The objective of this research is to develop an improved understanding of the convective response of a tropical cyclone's core to external forcing and internal dynamics. The impact of this convective response upon the ensuing evolution of an externally forced tropical cyclone will also be examined. In the particular case of a vertically sheared tropical cyclone, convection has been argued to have both positive and negative influences on vortex structure and intensity. This study will attempt to define the role of convection by examining the impact of vertical shear on a moist-convective vortex within a simplified wave-mean dynamical framework.
The research employs a combined observational and numerical modeling approach. The observations include airborne dual-Doppler radar measurements within a rapidly intensifying, yet vertically-sheared, hurricane. A unique three-dimensional documentation of the hurricane structure and evolution, including the eyewall interface and upper-tropospheric vortex circulation, will be used to examine the nature, timing, and location of convection within the vortex core. These observations will be used to represent convection in a series of idealized numerical simulations. The idealized simulations are designed to elucidate the role of convection in tropical cyclone resiliency and to determine how and when convection begins to impact the tropical cyclone negatively.
Intellectual Merit: The research will provide new insights into i) the observed three-dimensional mixing between eye and eyewall within a rapidly intensifying hurricane, ii) the observed convective asymmetry within a vertically-sheared hurricane, iii) the role of convection in vertically-sheared hurricane resiliency, and iv) the role of deep cumulus convection in the weakening of a vertically-sheared hurricane.
Broader Impacts: The research activities will have several broader impacts.
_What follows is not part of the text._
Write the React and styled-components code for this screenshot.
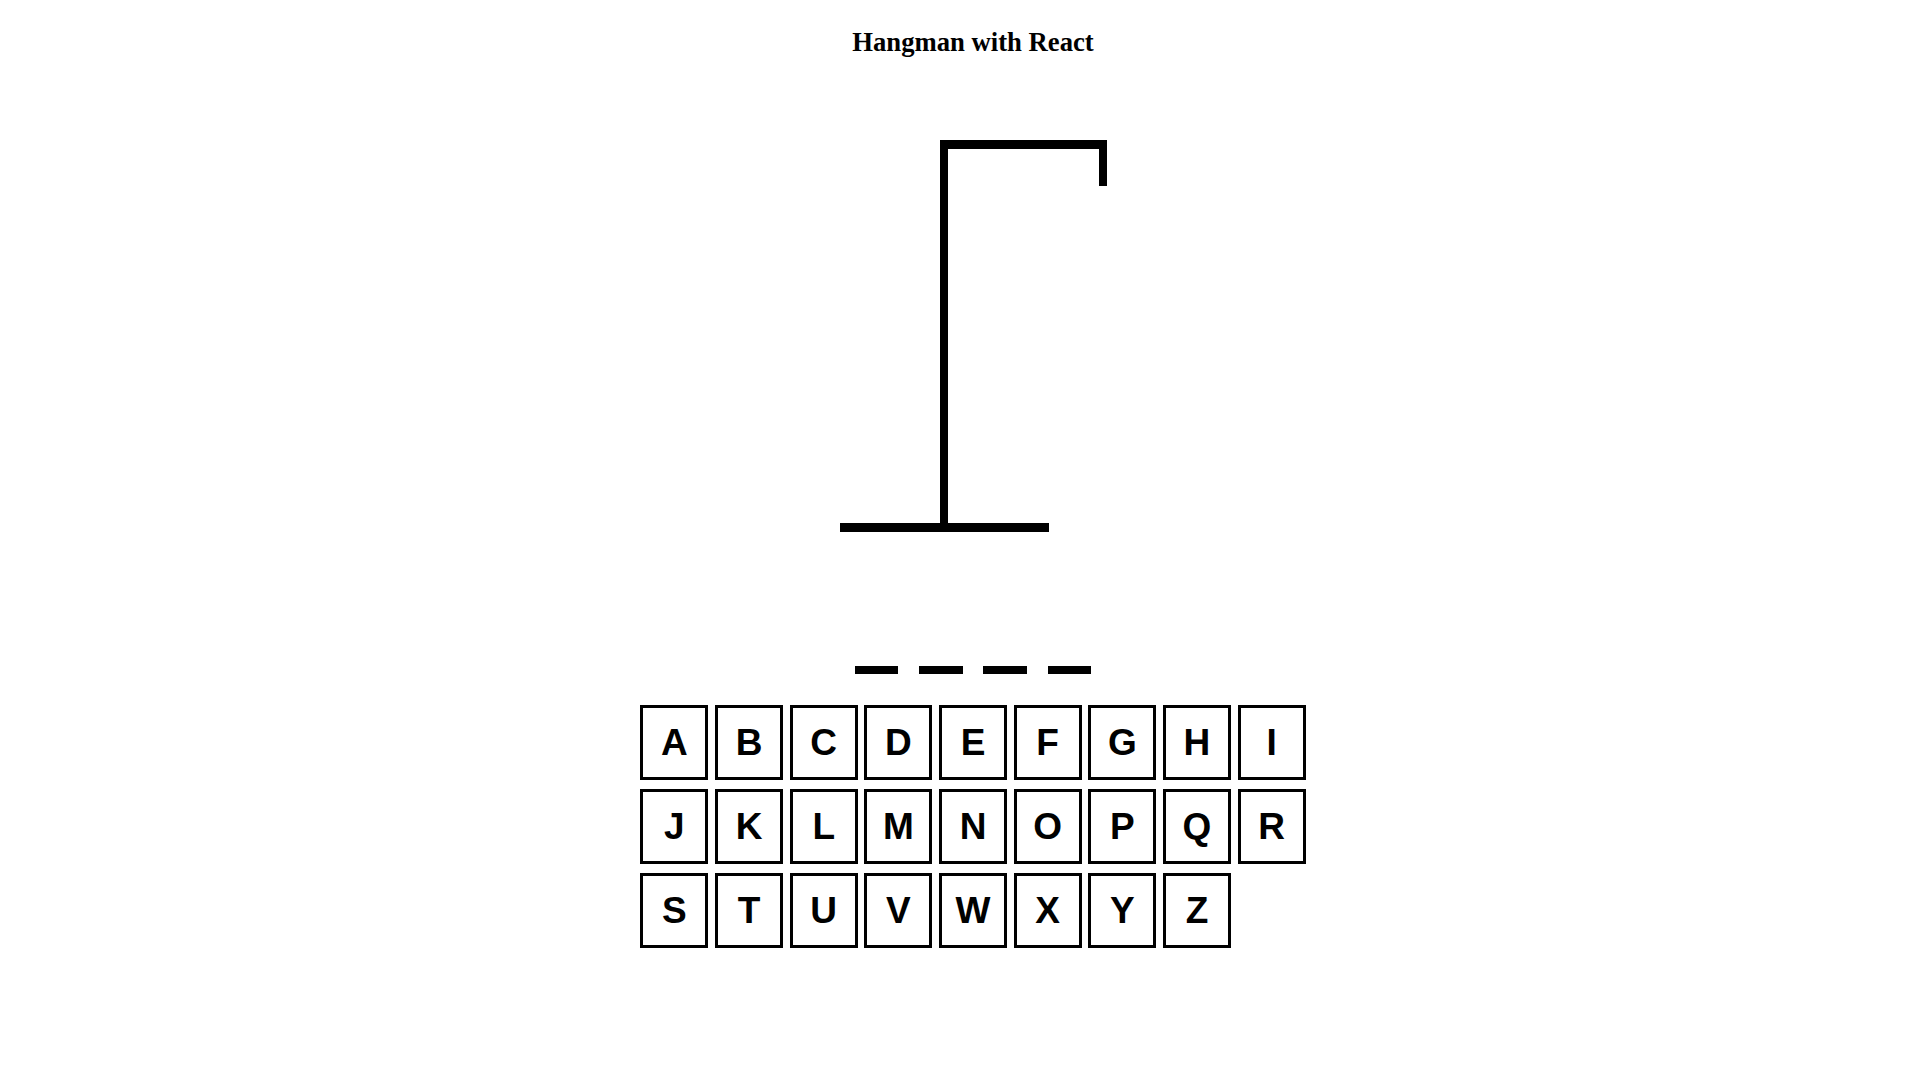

Regarding hurricanes: Presently, there exists a single observational study of the three-dimensional hurricane vorticity dynamics. The case study to be undertaken will be an important step towards increasing the statistical database of three-dimensional observations, which is crucial if such data are to be meaningfully assimilated into mesoscale numerical forecast models. Additionally, the mapping of effective stratification based on observed data within the hurricane core may be used by future investigators for idealized numerical modeling. More generally: The convection-vortex interaction is a general atmospheric problem (e.g., mid-latitude MCVs) and has parallels with the convectively-coupled equatorial wave problem. This study will draw upon this broader knowledge base, and in return will contribute beyond the scope of hurricanes. Two graduate students and an undergraduate will be trained in the techniques of radar data editing and analysis, atmospheric dynamics, and numerical modeling. These students will also be encouraged to interact with scientists at NOAA's Hurricane Research Division through their ongoing cooperation with the universities.